National Weather Center Colloquium

W-band radar: an unconventional tool for precipitation studies

Dr. Sergey Matrosov

Senior Research Scientist
CIRES, Boulder, Colorado

01 December 2015, 4:00 PM

National Weather Center, Room 1313
120 David L. Boren Blvd.
University of Oklahoma
Norman, OK

W-band frequencies at around 90 - 95 GHz are the highest frequencies traditionally used by meteorological research radars. Due to strong attenuation of W-band signals by atmospheric gases and especially by liquid hydrometeors, radars operating in this frequency band have been generally used for studies of non-precipitating clouds at relatively short ranges and mostly in the vertically pointing mode.
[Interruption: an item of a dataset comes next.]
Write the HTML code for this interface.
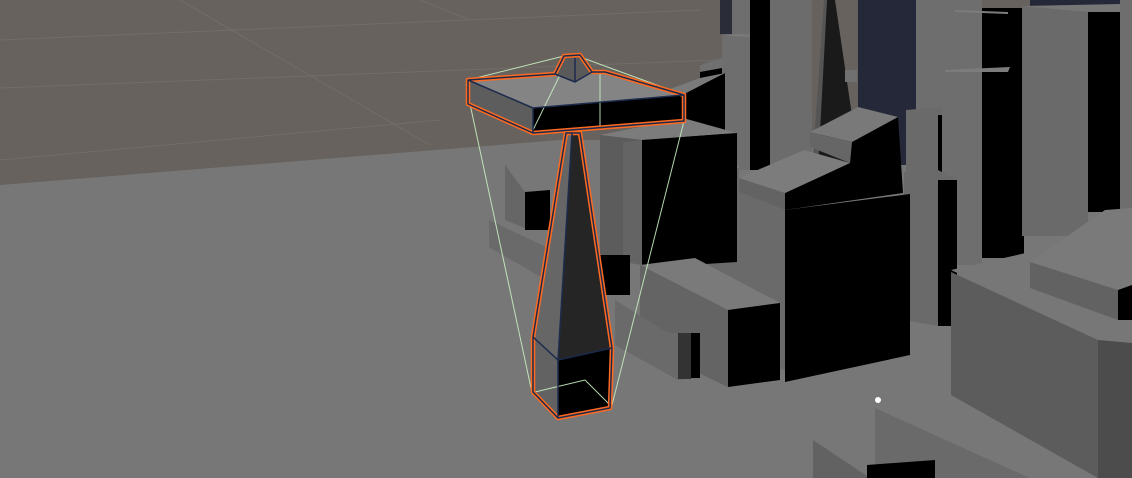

During the last several years, however, unconventional approaches, which use attenuation as the input information for retrievals, have been developed for quantitative estimations of rain rate from W-band radar measurements. Recently, polarimetrically upgraded, scanning W-band radars also became available for atmospheric research. Depolarization measurements from such radars have been shown to be useful for identifying types of precipitating and non-precipitating ice hydrometeors and estimations of their general shapes (e.g., particle aspect ratios). General approaches used for precipitation rate retrievals and ice hydrometeor shapes estimations utilizing W-band radar measurements will be discussed with an emphasis on the use of the spaceborne W-band cloud profiling radar and Atmospheric Radiation Program’s ground-based scanning polarimetric W-band radars.